» Given request
Leaving out every picture, quote the data below exactly as it appears.

★ ★ ★

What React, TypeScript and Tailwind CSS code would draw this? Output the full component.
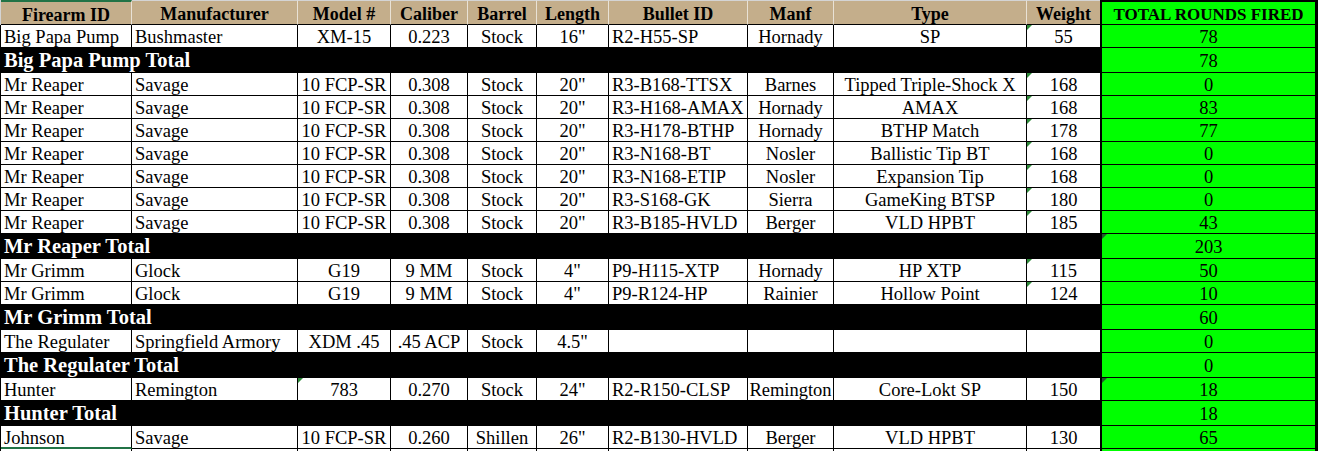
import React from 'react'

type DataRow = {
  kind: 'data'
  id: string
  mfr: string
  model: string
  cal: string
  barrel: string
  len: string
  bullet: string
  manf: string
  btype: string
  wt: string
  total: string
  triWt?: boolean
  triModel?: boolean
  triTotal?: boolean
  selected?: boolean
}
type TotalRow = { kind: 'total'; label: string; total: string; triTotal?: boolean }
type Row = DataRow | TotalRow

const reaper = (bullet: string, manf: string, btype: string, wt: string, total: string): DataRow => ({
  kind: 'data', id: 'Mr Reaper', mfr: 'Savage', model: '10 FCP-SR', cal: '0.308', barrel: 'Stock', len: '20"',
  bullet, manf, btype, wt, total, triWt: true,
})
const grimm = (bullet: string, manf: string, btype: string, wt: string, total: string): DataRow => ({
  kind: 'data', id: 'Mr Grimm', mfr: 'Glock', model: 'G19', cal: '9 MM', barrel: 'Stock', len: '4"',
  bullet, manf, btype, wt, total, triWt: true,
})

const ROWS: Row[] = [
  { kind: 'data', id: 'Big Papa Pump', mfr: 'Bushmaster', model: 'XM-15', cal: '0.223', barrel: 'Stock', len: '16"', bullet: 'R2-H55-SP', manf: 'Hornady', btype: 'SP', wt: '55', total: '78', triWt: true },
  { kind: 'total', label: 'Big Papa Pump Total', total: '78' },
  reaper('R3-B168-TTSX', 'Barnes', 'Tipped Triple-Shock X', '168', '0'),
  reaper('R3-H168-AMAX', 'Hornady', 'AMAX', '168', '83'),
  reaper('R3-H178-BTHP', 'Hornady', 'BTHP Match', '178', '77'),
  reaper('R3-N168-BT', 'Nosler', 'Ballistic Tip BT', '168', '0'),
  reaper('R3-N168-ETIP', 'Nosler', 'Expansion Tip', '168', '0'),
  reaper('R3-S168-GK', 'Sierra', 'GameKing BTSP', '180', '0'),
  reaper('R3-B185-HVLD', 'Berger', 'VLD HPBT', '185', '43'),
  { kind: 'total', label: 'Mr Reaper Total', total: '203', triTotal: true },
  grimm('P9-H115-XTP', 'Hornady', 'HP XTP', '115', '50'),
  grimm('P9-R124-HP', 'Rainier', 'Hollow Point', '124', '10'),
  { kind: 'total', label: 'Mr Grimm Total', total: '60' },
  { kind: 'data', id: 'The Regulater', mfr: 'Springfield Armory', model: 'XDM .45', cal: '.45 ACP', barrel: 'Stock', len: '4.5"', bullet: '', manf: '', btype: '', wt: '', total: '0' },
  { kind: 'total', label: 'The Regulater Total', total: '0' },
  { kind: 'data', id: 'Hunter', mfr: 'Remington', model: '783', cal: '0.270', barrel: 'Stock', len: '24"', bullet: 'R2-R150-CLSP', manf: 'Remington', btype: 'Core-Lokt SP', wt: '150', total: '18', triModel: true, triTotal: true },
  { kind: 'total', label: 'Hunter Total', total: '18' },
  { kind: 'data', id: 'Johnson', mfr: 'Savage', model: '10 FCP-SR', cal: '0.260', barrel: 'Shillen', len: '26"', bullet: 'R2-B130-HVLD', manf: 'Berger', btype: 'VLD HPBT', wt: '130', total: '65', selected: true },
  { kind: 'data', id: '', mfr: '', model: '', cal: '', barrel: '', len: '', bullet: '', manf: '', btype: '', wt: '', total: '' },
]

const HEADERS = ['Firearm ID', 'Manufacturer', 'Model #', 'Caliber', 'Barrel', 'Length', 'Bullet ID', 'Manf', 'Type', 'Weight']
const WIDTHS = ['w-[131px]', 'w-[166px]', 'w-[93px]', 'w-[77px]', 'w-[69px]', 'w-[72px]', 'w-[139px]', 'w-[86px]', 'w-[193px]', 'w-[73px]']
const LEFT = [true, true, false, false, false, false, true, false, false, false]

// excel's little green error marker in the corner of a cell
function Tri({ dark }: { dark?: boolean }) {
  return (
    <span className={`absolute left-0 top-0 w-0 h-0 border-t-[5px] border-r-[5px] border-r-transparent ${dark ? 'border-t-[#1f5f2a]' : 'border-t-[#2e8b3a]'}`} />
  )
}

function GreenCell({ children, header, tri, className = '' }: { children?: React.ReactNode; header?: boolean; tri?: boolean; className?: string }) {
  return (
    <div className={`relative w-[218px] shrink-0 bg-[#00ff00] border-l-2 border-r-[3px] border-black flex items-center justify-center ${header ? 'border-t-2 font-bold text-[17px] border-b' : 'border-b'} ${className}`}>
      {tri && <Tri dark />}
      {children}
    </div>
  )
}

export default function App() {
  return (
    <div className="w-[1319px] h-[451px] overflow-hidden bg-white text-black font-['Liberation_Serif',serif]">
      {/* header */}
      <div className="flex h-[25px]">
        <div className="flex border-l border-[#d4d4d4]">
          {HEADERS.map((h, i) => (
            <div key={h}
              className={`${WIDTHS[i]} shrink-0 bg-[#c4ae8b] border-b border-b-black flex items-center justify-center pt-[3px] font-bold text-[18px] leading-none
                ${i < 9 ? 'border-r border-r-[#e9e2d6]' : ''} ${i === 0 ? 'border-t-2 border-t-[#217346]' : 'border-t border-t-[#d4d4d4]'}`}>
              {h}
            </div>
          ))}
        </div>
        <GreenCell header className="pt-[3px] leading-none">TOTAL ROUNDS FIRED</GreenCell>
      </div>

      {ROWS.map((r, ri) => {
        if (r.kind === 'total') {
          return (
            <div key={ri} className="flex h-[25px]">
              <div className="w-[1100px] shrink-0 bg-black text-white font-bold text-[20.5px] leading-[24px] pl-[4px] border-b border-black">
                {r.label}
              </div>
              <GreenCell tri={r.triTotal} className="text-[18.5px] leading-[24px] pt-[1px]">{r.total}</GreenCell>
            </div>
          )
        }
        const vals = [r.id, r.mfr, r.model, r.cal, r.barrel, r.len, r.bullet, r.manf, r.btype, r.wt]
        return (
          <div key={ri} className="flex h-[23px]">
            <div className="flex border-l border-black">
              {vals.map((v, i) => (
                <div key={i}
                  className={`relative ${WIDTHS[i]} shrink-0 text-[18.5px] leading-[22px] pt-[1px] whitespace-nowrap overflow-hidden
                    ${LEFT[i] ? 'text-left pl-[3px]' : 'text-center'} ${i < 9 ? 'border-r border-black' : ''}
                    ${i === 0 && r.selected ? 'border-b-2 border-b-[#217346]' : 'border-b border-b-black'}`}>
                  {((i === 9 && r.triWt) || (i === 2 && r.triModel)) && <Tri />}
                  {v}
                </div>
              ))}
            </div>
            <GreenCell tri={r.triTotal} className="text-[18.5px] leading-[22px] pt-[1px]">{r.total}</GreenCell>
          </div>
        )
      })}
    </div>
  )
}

★ ★ ★

» Result for this task
What React, TypeScript and Tailwind CSS code would draw this? Output the full component.
import React from 'react'

type DataRow = {
  kind: 'data'
  id: string
  mfr: string
  model: string
  cal: string
  barrel: string
  len: string
  bullet: string
  manf: string
  btype: string
  wt: string
  total: string
  triWt?: boolean
  triModel?: boolean
  triTotal?: boolean
  selected?: boolean
}
type TotalRow = { kind: 'total'; label: string; total: string; triTotal?: boolean }
type Row = DataRow | TotalRow

const reaper = (bullet: string, manf: string, btype: string, wt: string, total: string): DataRow => ({
  kind: 'data', id: 'Mr Reaper', mfr: 'Savage', model: '10 FCP-SR', cal: '0.308', barrel: 'Stock', len: '20"',
  bullet, manf, btype, wt, total, triWt: true,
})
const grimm = (bullet: string, manf: string, btype: string, wt: string, total: string): DataRow => ({
  kind: 'data', id: 'Mr Grimm', mfr: 'Glock', model: 'G19', cal: '9 MM', barrel: 'Stock', len: '4"',
  bullet, manf, btype, wt, total, triWt: true,
})

const ROWS: Row[] = [
  { kind: 'data', id: 'Big Papa Pump', mfr: 'Bushmaster', model: 'XM-15', cal: '0.223', barrel: 'Stock', len: '16"', bullet: 'R2-H55-SP', manf: 'Hornady', btype: 'SP', wt: '55', total: '78', triWt: true },
  { kind: 'total', label: 'Big Papa Pump Total', total: '78' },
  reaper('R3-B168-TTSX', 'Barnes', 'Tipped Triple-Shock X', '168', '0'),
  reaper('R3-H168-AMAX', 'Hornady', 'AMAX', '168', '83'),
  reaper('R3-H178-BTHP', 'Hornady', 'BTHP Match', '178', '77'),
  reaper('R3-N168-BT', 'Nosler', 'Ballistic Tip BT', '168', '0'),
  reaper('R3-N168-ETIP', 'Nosler', 'Expansion Tip', '168', '0'),
  reaper('R3-S168-GK', 'Sierra', 'GameKing BTSP', '180', '0'),
  reaper('R3-B185-HVLD', 'Berger', 'VLD HPBT', '185', '43'),
  { kind: 'total', label: 'Mr Reaper Total', total: '203', triTotal: true },
  grimm('P9-H115-XTP', 'Hornady', 'HP XTP', '115', '50'),
  grimm('P9-R124-HP', 'Rainier', 'Hollow Point', '124', '10'),
  { kind: 'total', label: 'Mr Grimm Total', total: '60' },
  { kind: 'data', id: 'The Regulater', mfr: 'Springfield Armory', model: 'XDM .45', cal: '.45 ACP', barrel: 'Stock', len: '4.5"', bullet: '', manf: '', btype: '', wt: '', total: '0' },
  { kind: 'total', label: 'The Regulater Total', total: '0' },
  { kind: 'data', id: 'Hunter', mfr: 'Remington', model: '783', cal: '0.270', barrel: 'Stock', len: '24"', bullet: 'R2-R150-CLSP', manf: 'Remington', btype: 'Core-Lokt SP', wt: '150', total: '18', triModel: true, triTotal: true },
  { kind: 'total', label: 'Hunter Total', total: '18' },
  { kind: 'data', id: 'Johnson', mfr: 'Savage', model: '10 FCP-SR', cal: '0.260', barrel: 'Shillen', len: '26"', bullet: 'R2-B130-HVLD', manf: 'Berger', btype: 'VLD HPBT', wt: '130', total: '65', selected: true },
  { kind: 'data', id: '', mfr: '', model: '', cal: '', barrel: '', len: '', bullet: '', manf: '', btype: '', wt: '', total: '' },
]

const HEADERS = ['Firearm ID', 'Manufacturer', 'Model #', 'Caliber', 'Barrel', 'Length', 'Bullet ID', 'Manf', 'Type', 'Weight']
const WIDTHS = ['w-[131px]', 'w-[166px]', 'w-[93px]', 'w-[77px]', 'w-[69px]', 'w-[72px]', 'w-[139px]', 'w-[86px]', 'w-[193px]', 'w-[73px]']
const LEFT = [true, true, false, false, false, false, true, false, false, false]

// excel's little green error marker in the corner of a cell
function Tri({ dark }: { dark?: boolean }) {
  return (
    <span className={`absolute left-0 top-0 w-0 h-0 border-t-[5px] border-r-[5px] border-r-transparent ${dark ? 'border-t-[#1f5f2a]' : 'border-t-[#2e8b3a]'}`} />
  )
}

function GreenCell({ children, header, tri, className = '' }: { children?: React.ReactNode; header?: boolean; tri?: boolean; className?: string }) {
  return (
    <div className={`relative w-[218px] shrink-0 bg-[#00ff00] border-l-2 border-r-[3px] border-black flex items-center justify-center ${header ? 'border-t-2 font-bold text-[17px] border-b' : 'border-b'} ${className}`}>
      {tri && <Tri dark />}
      {children}
    </div>
  )
}

export default function App() {
  return (
    <div className="w-[1319px] h-[451px] overflow-hidden bg-white text-black font-['Liberation_Serif',serif]">
      {/* header */}
      <div className="flex h-[25px]">
        <div className="flex border-l border-[#d4d4d4]">
          {HEADERS.map((h, i) => (
            <div key={h}
              className={`${WIDTHS[i]} shrink-0 bg-[#c4ae8b] border-b border-b-black flex items-center justify-center pt-[3px] font-bold text-[18px] leading-none
                ${i < 9 ? 'border-r border-r-[#e9e2d6]' : ''} ${i === 0 ? 'border-t-2 border-t-[#217346]' : 'border-t border-t-[#d4d4d4]'}`}>
              {h}
            </div>
          ))}
        </div>
        <GreenCell header className="pt-[3px] leading-none">TOTAL ROUNDS FIRED</GreenCell>
      </div>

      {ROWS.map((r, ri) => {
        if (r.kind === 'total') {
          return (
            <div key={ri} className="flex h-[25px]">
              <div className="w-[1100px] shrink-0 bg-black text-white font-bold text-[20.5px] leading-[24px] pl-[4px] border-b border-black">
                {r.label}
              </div>
              <GreenCell tri={r.triTotal} className="text-[18.5px] leading-[24px] pt-[1px]">{r.total}</GreenCell>
            </div>
          )
        }
        const vals = [r.id, r.mfr, r.model, r.cal, r.barrel, r.len, r.bullet, r.manf, r.btype, r.wt]
        return (
          <div key={ri} className="flex h-[23px]">
            <div className="flex border-l border-black">
              {vals.map((v, i) => (
                <div key={i}
                  className={`relative ${WIDTHS[i]} shrink-0 text-[18.5px] leading-[22px] pt-[1px] whitespace-nowrap overflow-hidden
                    ${LEFT[i] ? 'text-left pl-[3px]' : 'text-center'} ${i < 9 ? 'border-r border-black' : ''}
                    ${i === 0 && r.selected ? 'border-b-2 border-b-[#217346]' : 'border-b border-b-black'}`}>
                  {((i === 9 && r.triWt) || (i === 2 && r.triModel)) && <Tri />}
                  {v}
                </div>
              ))}
            </div>
            <GreenCell tri={r.triTotal} className="text-[18.5px] leading-[22px] pt-[1px]">{r.total}</GreenCell>
          </div>
        )
      })}
    </div>
  )
}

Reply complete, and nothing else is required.